How Much Change Has There Been?

Based on complaints and lawsuits filed during the 1970s and early 1980s using comparable worth arguments, often carried forward by unions in the public sector, job evaluation systems no longer blatantly dismiss skills that women acquire outside the job market or belittle skills based on who practices them. For example, AT&T was forced to revise its job evaluation system because it awarded managers points for “customer contact” but gave no points to telephone operators for their “customer contact.” Still, occupations dealing with children or predominated by women remain undervalued and underpaid. Childcare workers and school bus drivers still figure among the lowest paid occupations, especially when compared to workers who care for machines or drive semis. As more men have entered occupations once considered traditionally female, they have often found special niches that are valued and paid more. This has been the case among nurses and teachers. Often, market arguments are used to account for wage differentials within an occupation. For example, allegedly to attract more men into teaching science and math, schools have argued that they must pay more to compete with the private sector, even when private sector demand has not been substantiated.
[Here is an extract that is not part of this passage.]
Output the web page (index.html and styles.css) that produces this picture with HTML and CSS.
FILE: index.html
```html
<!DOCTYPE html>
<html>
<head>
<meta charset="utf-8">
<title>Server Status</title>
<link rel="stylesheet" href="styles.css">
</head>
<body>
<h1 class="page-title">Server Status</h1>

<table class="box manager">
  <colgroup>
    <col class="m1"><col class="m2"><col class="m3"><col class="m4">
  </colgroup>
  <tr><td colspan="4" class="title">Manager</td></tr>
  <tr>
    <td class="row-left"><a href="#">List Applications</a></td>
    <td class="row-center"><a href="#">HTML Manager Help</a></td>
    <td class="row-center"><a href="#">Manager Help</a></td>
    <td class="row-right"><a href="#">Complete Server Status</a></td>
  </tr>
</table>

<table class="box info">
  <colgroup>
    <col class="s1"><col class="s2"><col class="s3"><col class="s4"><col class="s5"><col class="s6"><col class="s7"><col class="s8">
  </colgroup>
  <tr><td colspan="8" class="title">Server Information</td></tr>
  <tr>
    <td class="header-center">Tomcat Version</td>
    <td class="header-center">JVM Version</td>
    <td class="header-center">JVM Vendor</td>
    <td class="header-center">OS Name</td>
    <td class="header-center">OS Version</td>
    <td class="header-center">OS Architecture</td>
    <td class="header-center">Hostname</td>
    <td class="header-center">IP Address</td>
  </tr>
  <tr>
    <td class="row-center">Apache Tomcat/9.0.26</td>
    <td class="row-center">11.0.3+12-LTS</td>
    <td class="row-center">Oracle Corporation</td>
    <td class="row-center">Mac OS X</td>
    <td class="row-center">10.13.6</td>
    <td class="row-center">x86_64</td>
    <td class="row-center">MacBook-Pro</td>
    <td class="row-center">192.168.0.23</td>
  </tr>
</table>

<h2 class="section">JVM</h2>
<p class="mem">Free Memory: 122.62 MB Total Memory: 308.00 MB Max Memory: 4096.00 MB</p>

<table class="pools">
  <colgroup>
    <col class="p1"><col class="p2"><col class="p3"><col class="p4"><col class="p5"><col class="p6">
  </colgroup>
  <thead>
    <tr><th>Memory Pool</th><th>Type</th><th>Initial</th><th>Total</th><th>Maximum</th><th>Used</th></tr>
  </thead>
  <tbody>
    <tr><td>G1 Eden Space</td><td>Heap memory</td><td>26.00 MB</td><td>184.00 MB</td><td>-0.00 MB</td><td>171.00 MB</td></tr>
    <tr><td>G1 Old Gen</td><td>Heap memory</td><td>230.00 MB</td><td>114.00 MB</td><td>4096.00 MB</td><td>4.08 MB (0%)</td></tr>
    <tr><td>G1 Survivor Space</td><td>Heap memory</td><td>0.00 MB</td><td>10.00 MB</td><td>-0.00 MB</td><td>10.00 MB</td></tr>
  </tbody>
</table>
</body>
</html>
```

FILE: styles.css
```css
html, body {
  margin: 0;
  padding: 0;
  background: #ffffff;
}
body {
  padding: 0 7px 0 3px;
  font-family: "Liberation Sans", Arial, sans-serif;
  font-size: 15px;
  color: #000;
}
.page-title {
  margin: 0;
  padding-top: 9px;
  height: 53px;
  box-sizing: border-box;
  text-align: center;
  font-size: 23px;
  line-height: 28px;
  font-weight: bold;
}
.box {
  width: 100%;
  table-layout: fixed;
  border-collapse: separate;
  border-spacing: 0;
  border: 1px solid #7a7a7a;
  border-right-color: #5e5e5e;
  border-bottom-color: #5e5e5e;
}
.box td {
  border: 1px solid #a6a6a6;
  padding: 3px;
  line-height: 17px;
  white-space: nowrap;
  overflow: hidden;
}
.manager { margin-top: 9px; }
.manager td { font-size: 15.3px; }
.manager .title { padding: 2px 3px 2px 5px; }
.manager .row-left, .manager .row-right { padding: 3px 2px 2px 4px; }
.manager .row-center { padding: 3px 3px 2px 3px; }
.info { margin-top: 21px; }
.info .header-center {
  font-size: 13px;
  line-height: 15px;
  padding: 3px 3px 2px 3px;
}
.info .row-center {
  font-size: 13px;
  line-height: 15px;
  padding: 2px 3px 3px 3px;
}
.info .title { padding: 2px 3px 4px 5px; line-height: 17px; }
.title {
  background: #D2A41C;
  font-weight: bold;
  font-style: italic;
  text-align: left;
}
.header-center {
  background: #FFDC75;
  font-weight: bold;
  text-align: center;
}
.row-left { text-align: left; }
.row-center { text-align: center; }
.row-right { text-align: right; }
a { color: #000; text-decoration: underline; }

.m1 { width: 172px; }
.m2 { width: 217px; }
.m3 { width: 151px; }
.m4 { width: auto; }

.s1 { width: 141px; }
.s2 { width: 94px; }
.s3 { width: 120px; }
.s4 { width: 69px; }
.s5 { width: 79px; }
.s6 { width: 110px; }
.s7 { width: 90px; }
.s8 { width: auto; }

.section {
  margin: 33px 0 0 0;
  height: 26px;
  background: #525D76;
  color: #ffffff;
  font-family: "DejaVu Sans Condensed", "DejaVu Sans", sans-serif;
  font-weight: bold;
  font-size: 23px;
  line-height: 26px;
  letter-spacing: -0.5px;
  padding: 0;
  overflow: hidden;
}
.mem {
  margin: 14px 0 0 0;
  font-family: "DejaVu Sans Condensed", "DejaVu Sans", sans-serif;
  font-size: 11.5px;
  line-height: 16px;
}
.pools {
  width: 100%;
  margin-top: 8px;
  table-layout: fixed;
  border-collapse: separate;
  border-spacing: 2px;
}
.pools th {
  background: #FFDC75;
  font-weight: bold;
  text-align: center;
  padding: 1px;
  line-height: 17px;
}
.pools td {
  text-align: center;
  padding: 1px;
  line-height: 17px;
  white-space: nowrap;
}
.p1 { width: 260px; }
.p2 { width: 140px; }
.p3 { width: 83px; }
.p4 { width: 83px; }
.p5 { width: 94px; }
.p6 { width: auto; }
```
In addition, nursing shortages have not led to any substantial increases in salaries because the shortages have been dealt with through increased immigration levels for trained nurses. What stands out in studies done over the past two decades is how little occupational segregation has changed. Close to 80 percent of women in the workforce still hold jobs considered traditionally female, from teachers to nurses and community relations directors to administrative assistants.